First, schools that serve a disproportionate share of disadvantaged children won’t be credited for their success in improving the academic abilities of their students because improvement won’t be visible, only status.  Thus, if children are only tested in 6th grade, the elementary school that moves its students from the 10th percentile in math to the 40th percentile from 3rd to 6th grade will look exactly the same as the school whose students performed at the 50th percentile in grade three and fell to the 40th percentile in grade six. 

For the same reasons, it will be impossible to differentiate teachers based on their ability to generate gains in student learning in their classrooms.  Such value-added measures require a test-based estimate of the difference between how much math or language skills individual students have when entering vs. graduating from a teacher’s classroom.  This requires annual testing.  We have learned over the last decade just how important differences in teacher effectiveness are to student outcomes.  The ability to collect and use this information to support improvements in teacher preparation, professional development, and personnel actions will be lost without annual testing.

Finally, eliminating annual testing would prevent researchers and policymakers from judging the effectiveness of new education programs in which the research design depends on knowledge of students’ recent achievement. By hampering our ability to learn about what’s working and what’s not, jettisoning annual testing would have a negative effect on the rate of improvement in achievement over time. 

Most of the opponents of federally imposed standards, testing, and accountability should be in favor of federally imposed annual testing shorn of standards and accountability

Conservatives, generally, want to rein in federal control of education while driving bottom-up reforms by empowering parents with greater choice of where to send their children to school.  Choice is empty without valid information on school performance (like going online to choose a restaurant for dinner and finding no reviews), and student learning is the most critical school function on which customers need performance data.  Conservatives should favor a federal role in collecting and disseminating this information.  And it doesn’t have to be the same test across the nation to provide this information, or even a single end-of-the-year test as opposed to a series of tests given across the year that can be rolled-up into an estimate of annual growth.  All that is required is something that tests what a school intends to teach and is normed to a state or national population.

Progressives have a strong commitment to educational equity and adequacy for historically disadvantaged populations.  They think that funding is critical, but nearly all understand that how the money is spent and to what ends is equally important.  One of the undeniable successes of NCLB was to expose to public scrutiny the failures of many of our public schools to adequately educate disadvantaged subgroups.  If information on student learning from annual testing disappears, so too will the attention to the needs of subgroups that are illuminated through annual testing.  Progressives should support annual testing for reasons of equity.

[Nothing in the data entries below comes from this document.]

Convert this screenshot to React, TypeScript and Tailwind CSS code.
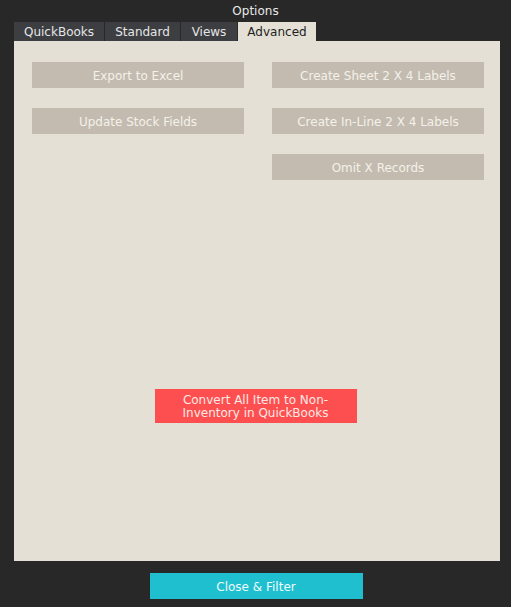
import React, { useState } from "react";

const tabs = [
  { name: "QuickBooks", w: "w-[90px]" },
  { name: "Standard", w: "w-[75px]" },
  { name: "Views", w: "w-[56px]" },
  { name: "Advanced", w: "w-[78px]" },
];

const GreyButton = ({ label }: { label: string }) => (
  <button className="h-[26px] w-[212px] bg-[#c3bbaf] pt-px text-[12px] text-[#f4f1ea]">
    {label}
  </button>
);

const App = () => {
  const [active, setActive] = useState("Advanced");

  return (
    <div
      className="flex h-[607px] w-[511px] flex-col bg-[#282828] text-[12px]"
      style={{ fontFamily: '"DejaVu Sans", Verdana, sans-serif' }}
    >
      <div className="flex h-[22px] items-center justify-center text-[#e8e8e8]">
        Options
      </div>

      {/* Tabs */}
      <div className="flex h-[19px] gap-px pl-[14px]">
        {tabs.map((tab) => (
          <button
            key={tab.name}
            onClick={() => setActive(tab.name)}
            className={`flex h-[19px] items-center justify-center pt-px ${tab.w} ${
              active === tab.name
                ? "bg-[#e4e0d6] text-[#1e1e1e]"
                : "bg-[#3d3e42] text-[#e6e6e6]"
            }`}
          >
            {tab.name}
          </button>
        ))}
      </div>

      {/* Panel */}
      <div className="ml-[14px] flex h-[520px] w-[486px] flex-col bg-[#e4e0d6]">
        <div className="flex gap-[28px] pl-[18px] pt-[21px]">
          <div className="flex flex-col gap-[20px]">
            <GreyButton label="Export to Excel" />
            <GreyButton label="Update Stock Fields" />
          </div>
          <div className="flex flex-col gap-[20px]">
            <GreyButton label="Create Sheet 2 X 4 Labels" />
            <GreyButton label="Create In-Line 2 X 4 Labels" />
            <GreyButton label="Omit X Records" />
          </div>
        </div>
        <div className="mt-[209px] flex justify-center pr-[3px]">
          <button className="h-[34px] w-[202px] bg-[#fd4f4f] px-2 pt-px leading-[13px] text-[#fde8e6]">
            Convert All Item to Non-
            <br />
            Inventory in QuickBooks
          </button>
        </div>
      </div>

      <div className="flex justify-center pl-[1px] pt-[12px]">
        <button className="h-[26px] w-[213px] bg-[#20bfcf] pt-px text-[#eefbfc]">
          Close &amp; Filter
        </button>
      </div>
    </div>
  );
};

export default App;
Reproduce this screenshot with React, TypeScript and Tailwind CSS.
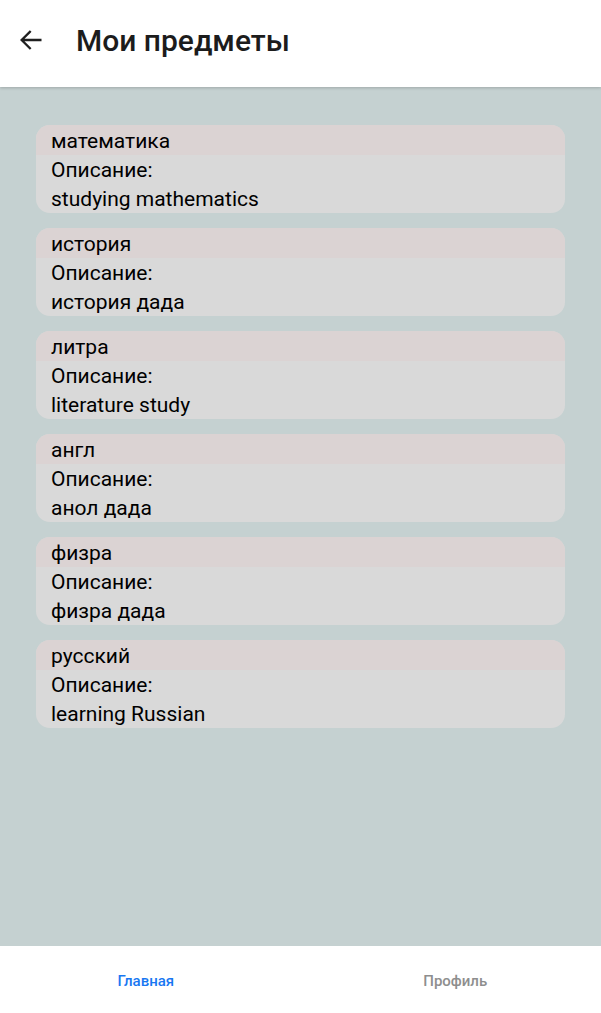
import React from "react";

const items = [
  { name: "математика", desc: "studying mathematics" },
  { name: "история", desc: "история дада" },
  { name: "литра", desc: "literature study" },
  { name: "англ", desc: "анол дада" },
  { name: "физра", desc: "физра дада" },
  { name: "русский", desc: "learning Russian" },
];

export default function App() {
  return (
    <div
      className="flex h-[1013px] w-[601px] flex-col bg-[#c5d1d1] text-black"
      style={{ fontFamily: "Roboto, 'Noto Sans', sans-serif" }}
    >
      <header className="relative z-10 flex h-[87px] shrink-0 items-center bg-white pb-[4px] shadow-[0_1px_3px_rgba(0,0,0,0.2)]">
        <div className="ml-[16px] flex h-[30px] w-[30px] items-center justify-center pb-[3px]">
          <svg width="28" height="28" viewBox="0 0 24 24" fill="none">
            <path
              d="M20 12H4.5M11 5l-7 7 7 7"
              stroke="#1f1f1f"
              strokeWidth="2"
              strokeLinecap="square"
            />
          </svg>
        </div>
        <h1 className="ml-[30px] pb-[2px] text-[30px] font-medium leading-none text-[#1c1c1c]">
          Мои предметы
        </h1>
      </header>

      <main className="flex flex-1 flex-col gap-[15px] px-[36px] pt-[38px]">
        {items.map((it) => (
          <div
            key={it.name}
            className="flex flex-col overflow-hidden rounded-[14px] bg-[#d9d9d9] text-[21px]"
          >
            <div className="flex h-[30px] items-center bg-[#dbd3d3] px-[15px] pt-[3px]">
              {it.name}
            </div>
            <div className="flex h-[29px] items-center px-[15px] pt-[3px]">Описание:</div>
            <div className="flex h-[29px] items-center px-[15px] pt-[3px]">{it.desc}</div>
          </div>
        ))}
      </main>

      <nav className="flex h-[67px] shrink-0 items-center bg-white text-[15px] font-medium">
        <div className="flex flex-1 justify-center pr-[8px] pt-[3px] text-[#1877f2]">Главная</div>
        <div className="flex flex-1 justify-center pl-[10px] pt-[3px] text-[#8e8e8e]">Профиль</div>
      </nav>
    </div>
  );
}
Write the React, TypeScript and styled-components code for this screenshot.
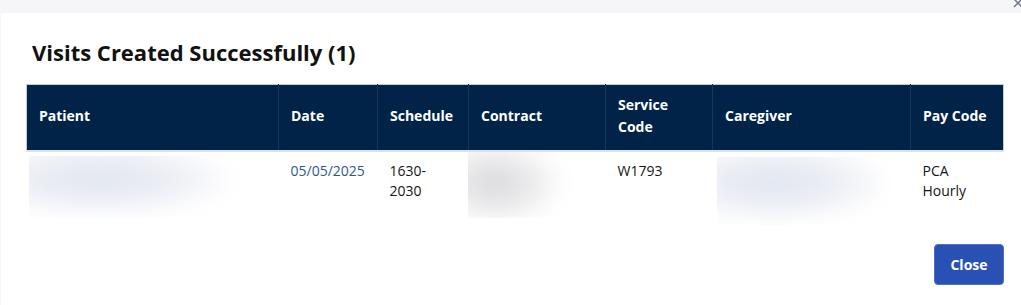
import React from 'react';
import styled, { createGlobalStyle } from 'styled-components';

const GlobalStyle = createGlobalStyle`
  html, body {
    margin: 0;
    padding: 0;
    background: #f6f6f9;
    font-family: "Open Sans", "Noto Sans", Arial, sans-serif;
    overflow: hidden;
  }
`;

const Backdrop = styled.div`
  position: relative;
  width: 1021px;
  height: 305px;
  overflow: hidden;
  background: #f6f6f9;
  padding-top: 13px;
  padding-left: 1px;
  box-sizing: border-box;
`;

const DismissIcon = styled.svg`
  position: absolute;
  top: -3px;
  right: -3px;
  width: 12px;
  height: 12px;
  color: #6b7384;
`;

const Modal = styled.div`
  width: 1040px;
  min-height: 300px;
  background: #ffffff;
  border-radius: 4px 0 0 0;
  padding: 24px 0 0 25px;
  box-sizing: border-box;
`;

const Title = styled.h2`
  margin: 0 0 17px 6px;
  font-size: 22px;
  line-height: 30px;
  font-weight: 700;
  color: #111111;
`;

const Content = styled.div`
  width: 978px;
  display: flex;
  flex-direction: column;
`;

const Table = styled.table`
  width: 978px;
  border-collapse: collapse;
  table-layout: fixed;
`;

const HeadRow = styled.tr`
  background: #012348;
  border: 1px solid #c5ccd8;
  border-bottom: 2px solid #dde1e8;
`;

const HeadCell = styled.th`
  height: 62px;
  padding: 0 12px 3px;
  text-align: left;
  vertical-align: middle;
  font-size: 14px;
  line-height: 22px;
  font-weight: 700;
  color: #ffffff;
  border-left: 1px solid #18365a;
  &:first-child {
    border-left: none;
  }
`;

const Cell = styled.td<{ $link?: boolean }>`
  height: 66px;
  padding: 9px 12px;
  vertical-align: top;
  font-size: 14px;
  line-height: 20px;
  color: ${p => (p.$link ? '#2f5594' : '#151515')};
  box-sizing: border-box;
`;

const BlurCell = styled.td`
  padding: 0;
  vertical-align: top;
  height: 66px;
`;

const Redacted = styled.div<{ $tone: 'blue' | 'grey'; $w: number; $h: number; $ml: number; $mt: number }>`
  position: relative;
  overflow: hidden;
  width: ${p => p.$w}px;
  height: ${p => p.$h}px;
  margin-left: ${p => p.$ml}px;
  margin-top: ${p => p.$mt}px;
  background: ${p => (p.$tone === 'blue' ? '#f4f5f9' : '#f4f4f5')};
  &::before {
    content: '';
    position: absolute;
    inset: -20px;
    background: ${p =>
      p.$tone === 'blue'
        ? 'radial-gradient(ellipse 55% 38% at 36% 42%, #e1e6f1 0%, #e8ebf3 40%, #f4f5f9 75%, #ffffff 100%)'
        : 'radial-gradient(ellipse 42% 42% at 28% 48%, #d9d9db 0%, #e6e6e8 40%, #f4f4f5 75%, #ffffff 100%)'};
    filter: blur(9px);
  }
`;

const Footer = styled.div`
  display: flex;
  justify-content: flex-end;
  margin-top: 19px;
`;

const CloseButton = styled.button`
  width: 70px;
  height: 41px;
  border: 1px solid #4f70c4;
  border-radius: 4px;
  background: #2951b3;
  color: #ffffff;
  font-family: inherit;
  font-size: 14px;
  font-weight: 700;
  cursor: pointer;
`;

const columns = [
  { label: 'Patient', width: 252 },
  { label: 'Date', width: 99 },
  { label: 'Schedule', width: 91 },
  { label: 'Contract', width: 137 },
  { label: 'Service Code', width: 107 },
  { label: 'Caregiver', width: 198 },
  { label: 'Pay Code', width: 93 },
];

export default function App() {
  return (
    <>
      <GlobalStyle />
      <Backdrop>
        <DismissIcon viewBox="0 0 12 12" fill="none" stroke="currentColor" strokeWidth="1.4">
          <path d="M2 2 L10 10 M10 2 L2 10" />
        </DismissIcon>
        <Modal>
          <Title>Visits Created Successfully (1)</Title>
          <Content>
            <Table>
              <colgroup>
                {columns.map(c => (
                  <col key={c.label} style={{ width: c.width }} />
                ))}
              </colgroup>
              <thead>
                <HeadRow>
                  {columns.map(c => (
                    <HeadCell key={c.label}>{c.label}</HeadCell>
                  ))}
                </HeadRow>
              </thead>
              <tbody>
                <tr>
                  <BlurCell>
                    <Redacted $tone="blue" $w={212} $h={62} $ml={2} $mt={4} />
                  </BlurCell>
                  <Cell $link>05/05/2025</Cell>
                  <Cell>
                    1630-
                    <br />
                    2030
                  </Cell>
                  <BlurCell>
                    <Redacted $tone="grey" $w={128} $h={66} $ml={-1} $mt={0} />
                  </BlurCell>
                  <Cell>W1793</Cell>
                  <BlurCell>
                    <Redacted $tone="blue" $w={174} $h={68} $ml={4} $mt={5} />
                  </BlurCell>
                  <Cell>
                    PCA
                    <br />
                    Hourly
                  </Cell>
                </tr>
              </tbody>
            </Table>
            <Footer>
              <CloseButton>Close</CloseButton>
            </Footer>
          </Content>
        </Modal>
      </Backdrop>
    </>
  );
}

Concerned parents are reacting to test prep regimes for annual tests, not the tests themselves (which take no more than a day of school time to administer).  If the federal targets for test scores and associated sanctions are jettisoned, so too should much of the test prep regime.  Test scores become, then, one among several forms of information on school performance that parents should value and consume.  Parents who are concerned about their children’s schooling should want to know how their school of choice is performing on state tests, as well as the satisfaction of parents and students who are served by the school, the experience and effectiveness of its teachers, the extent to which the school prepares its students for the next step in their education journey, the school’s extracurricular activities and degree of student engagement, and  other factors that people care about and can be made available for public scrutiny.  Surely, such parents no more want to be in the dark about a K-12 school’s academic performance than they would want to ignore the quality of the college to which their child will eventually seek enrollment.

Teacher unions may be a lost cause on annual testing because of the harsh stance they have already taken and their awareness that information on individual differences in teacher effectiveness is a powerful lever that doesn’t require a federal accountability mandate to be put to use by reform-oriented school districts.  But even they may see value in a horse trade in which Congress eliminates federal requirements for states to evaluate teachers based on test scores but retains annual testing.  

The performance of the nation’s education system is critical to our future and to the lives of the students who experience it.  The fundamental responsibility of schools is student learning.  Valid estimates of student learning that strongly predict later life outcomes can be derived from annual academic tests.  Much depends on the continued collection and dissemination of such information.  Only the federal government is in a position to see that it happens.  Congress can reauthorize ESEA, retain the requirement for annual tests that yield measures of student growth, and satisfy a diverse set of political factions if it focuses on its responsibility to see that valid information on school performance is available for all to use while pulling back from previous efforts to insert the U.S. Department of Education into roles that were previously reserved to states and school districts.